Plus de 100 cas de violences basées sur le genre contre les hommes ont été enregistrés par deux centres à Bujumbura en 2019.
Viol, violences physiques et économiques sont les principales formes de violence que subissent les hommes. Le centre Seruka affirme avoir enregistré 91 cas de VBG contre les hommes en 2019. Plus de 95% de ces cas sont des violences sexuelles sur les garçons âgés de 5 à 15 ans. Quelques cas aussi d’hommes de plus de 20 ans ou d’une trentaine d’années violés. Beaucoup de victimes proviennent de Bujumbura et des provinces limitrophes, Bubanza Cibitoke et Rumonge.
L’association des femmes juristes (AFJ) a accueilli 20 cas de VBG contre les hommes sur un total de 772 cas en 2019. Les violences économiques dominent.
Dr Scholastique Rubarika, assistante médicale, qui accueille en premier les victimes décrit l’état dans lequel elles débarquent : une honte énorme surtout chez les hommes plus ou moins âgés qui ont subi un viol. La victime perd complétement son estime de soi. Il ne se sent plus « homme ». Il ne s’attendait pas le moins du monde à être violé. Ils croient que c’est l’affaire des femmes. Il est énormément traumatisé, suite au rapport anal, explique ce médecin.
Elle fait savoir que les hommes sont très réticents à demander une assistance. Par conséquent, les victimes arrivent tardivement, après le délai de protection contre les maladies sexuellement transmissibles, 48 heures. « Et quand on l’explique aux victimes, elles ont du mal à l’accepter. Sous le choc, ils veulent à tout prix avoir les médicaments alors que ce n’est plus possible».
Elle souligne un autre défi : « Il arrive que la victime vienne avec l’auteur ou sa famille. Ils se chamaillent au bureau, attendant de moi que je fasse la juge. Alors je ne suis là que pour soigner. Dans ce cas, nous sommes énormément désemparés.»
Dr Rubarika évoque aussi un manque de médicaments de temps à autre. De surcroît, il faut qu’elle soit éveillée 24h/24, car à tout moment, une victime peut débarquer.
Quid des causes ?
La psychologue Aline Shemezimana qui donne une assistance médicale explique que les enfants sont naturellement vulnérables. C’est pourquoi ils sont plus touchés par le viol. « Il est plus facile de corrompre moralement les enfants que les adultes. Par manque de maturité, ils acceptent car ils ignorent ce qu’ils font».

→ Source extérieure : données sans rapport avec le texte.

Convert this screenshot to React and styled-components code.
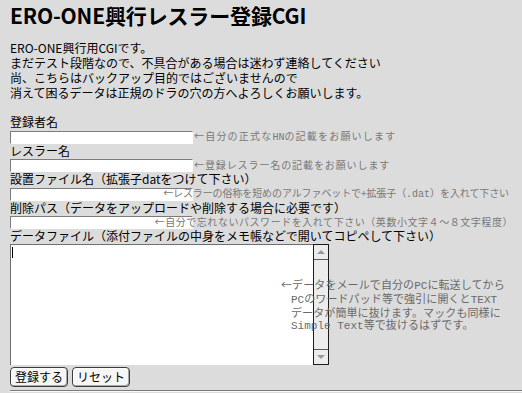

Pourquoi le viol sur les garçons ou les hommes ? Cette assistante psychologique explique que l’auteur veut découvrir comment fonctionne son corps. D’autant plus que dans l’éducation burundaise, la sexualité est un sujet tabou. Les parents n’osent pas en parler. « Puisque le garçon, au stade de la puberté, ignore comment fonctionne son corps, il ignore qu’il ne peut pas approcher un autre garçon». Et comme souvent les enfants de même sexe jouent ensemble, il lui sera facile d’explorer celui qui est tout près. Quand l’enfant grandit, ce comportement diminue.
Cette psychologue affirme qu’elle reçoit parfois des cas compliqués. Les victimes arrivent hyper traumatisées. Ils auront déjà développé un dégoût pour les hommes. « Même si je suis une femme, quand la victime voit que je porte un pantalon, ce seul détail l’empêche de me parler. Il a l’image d’un homme devant lui». Dans ce cas, le centre réfère la victime à un centre psychiatrique.
Mme Shemezimana confie que les victimes adultes sont souvent des domestiques, des taxis-vélos, des employés de restaurants… qui ont leurs familles loin en province et font la colocation.
Le centre Seruka a enregistré 1.475 cas de VBG en 2019, plus de 1200 sont des violences sexuelles.